This purpose built resort is excellent. It is about 20Km north of Hurghada off the main highway. It has an 18 hole golf course which attracts many birds i.e. 100+ Red-throated Pipits, Red-footed Falcon etc. There is also a tidal creek which had lots of waders. The whole area has hedges and trees and is easier to bird than Hurghada. It is worth investigating the options for stopping at El Gouna and only visiting Hurghada for gulls and offshore trips.
The Giza Pyramids did not have many birds. The Step Pyramid at Saqquara was much better and has Pharaoh Eagle Owl on the east side (spring only I think, we did not see them). The area has desert species and the surrounding countryside also has lots of birds.
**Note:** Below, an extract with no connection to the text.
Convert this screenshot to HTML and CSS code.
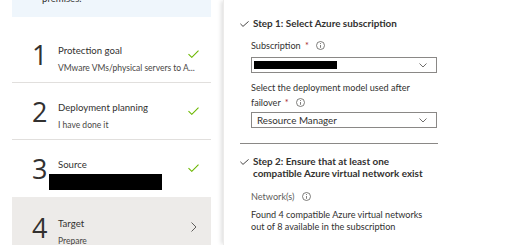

It is overcrowded with constant traffic, smoggy in the mornings and noisy, just like most capital cities. There is a lake opposite the city of the dead. We passed it on the way from the Airport, it had a few water birds. Yellow-billed Kites are regular and the Zoo has Ring-necked Parakeets, bulbuls etc. Unfortunately I could not get a taxi driver to take me to Wad El Natrun or anywhere else outside the city. I should really have contacted Mrs Mindy Baha El Din beforehand, she might have known of an amenable taxi driver. Gosney gives several sites within the city but after the Zoo visit, I didn't fancy them. Even viewing the Nile outside our hotel nearly got me arrested because the promenade overlooked a Police boat dock. Luckily I managed to spot few secrets. They use Avon inflatable dinghies with outboard motors and zoom around the river. Please keep this information confidential.
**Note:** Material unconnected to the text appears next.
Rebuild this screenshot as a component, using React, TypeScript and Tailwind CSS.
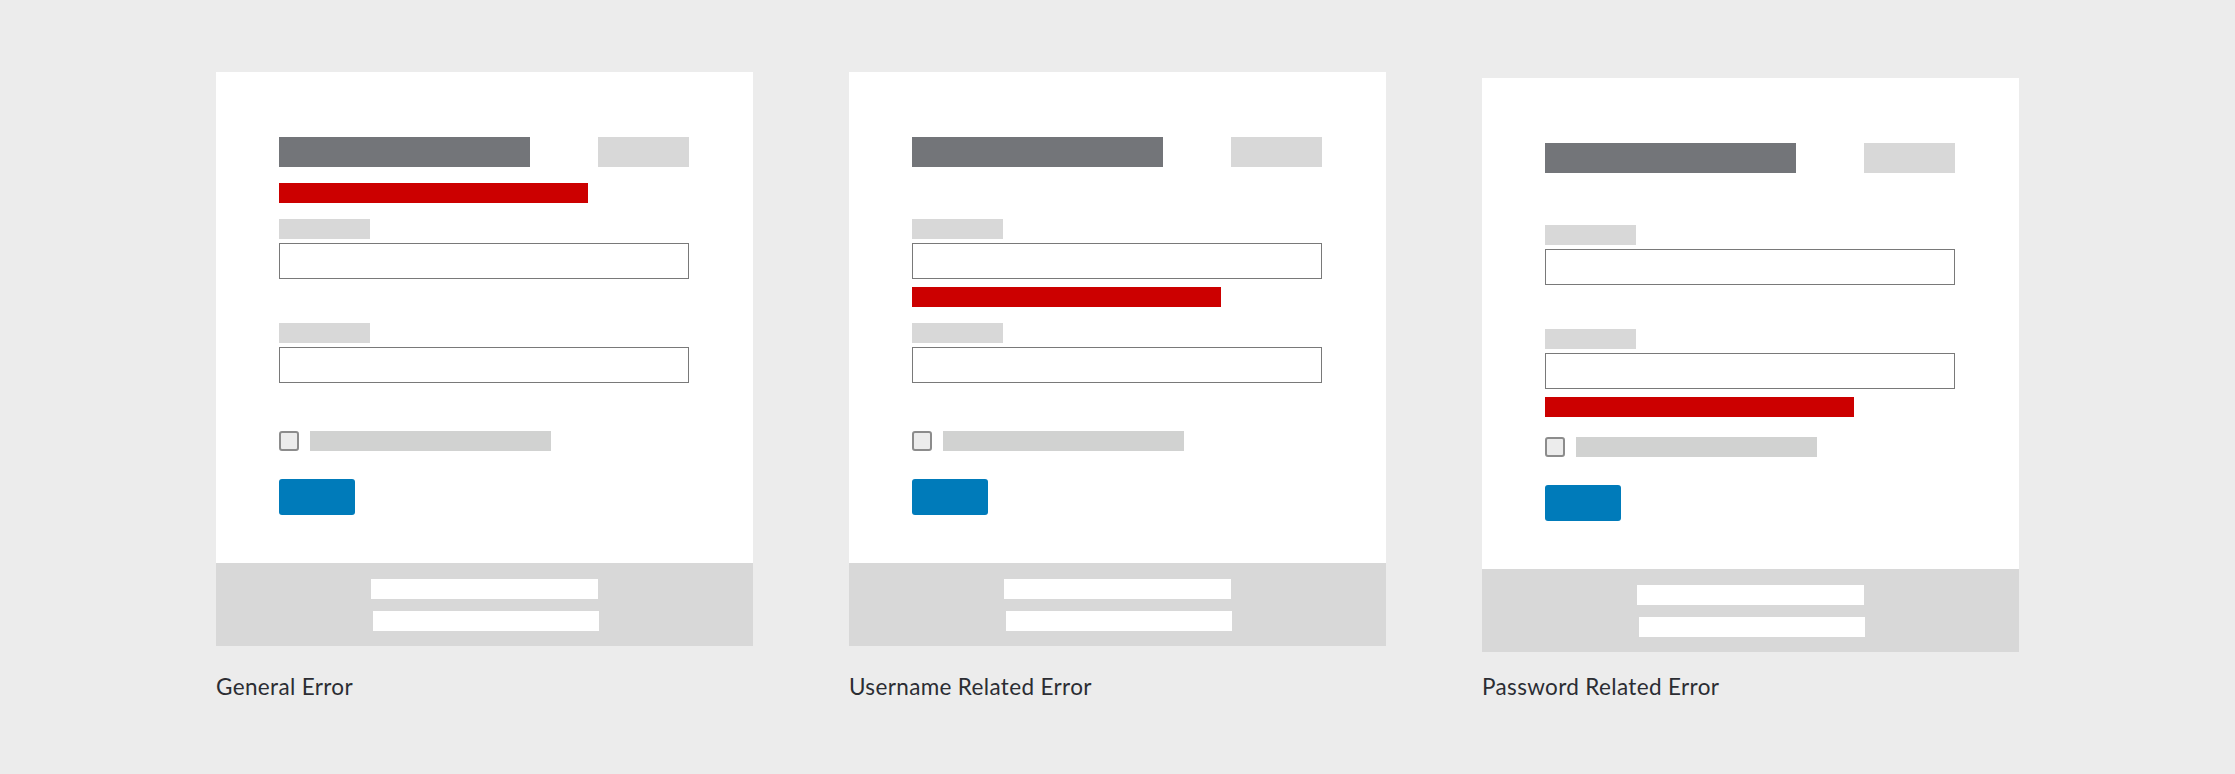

7th Luxor - Mercure Coralia hotel.
8th Luxor, Crocodile Island, Aswan.
9th Aswan, Agilka Island, Nile cruise.
10th-11th Nile cruise to Luxor.
12th Luxor Mercure Coralia hotel, Crocodile Island.
13th Travel to Hurghada, Marriott hotel.
14th-17th Hurghada, El Gouna.
17th Fly to Cairo, Sofitel Maardi Towers hotel.
18th-19th Cairo, Pyramids at Giza and Saqquara, Cairo Zoo.
20th Fly to Heathrow.
The sequence, taxonomy and nomenclature follows The Birds of the Western Palearctic, Cramp et al 1994. Where possible all subspecies have been identified although some of the Yellow Wagtails were a bit tricky.
Little Grebe Tachybaptus ruficollis: Two in Cairo on the lake opposite the city of the dead.
White Pelican Pelecanus onocrotalus: A nice flock of 100+ birds south down the Nile on October 8th. Several seen between Aswan and Luxor from the boat.
Little Bittern Ixobrychus minutus: Several seen from the boat.
Night Heron Nycticorax nycticorax: Common along the Nile, especially at dusk.
Striated Heron Butorides viriscens: Common along the Nile.
Squacco Heron Ardeola ralloides: Very common along the Nile.
Cattle Egret Bubulcus ibis: Common on agricultural land along the Nile. Also 10+ at El Gouna golf course.
Western Reef Egret Egretta gularis: Around six seen at both Hurghada and El Gouna, all white versions.
Little Egret Egretta garzetta: Common along the Nile.
Great Egret Egretta alba: Only five seen dotted along the Nile.
Grey Heron Ardea cinerea: Common along the Nile and at El Gouna creeks.
Purple Heron Ardea purpurea: Seen along the Nile, c30 in total.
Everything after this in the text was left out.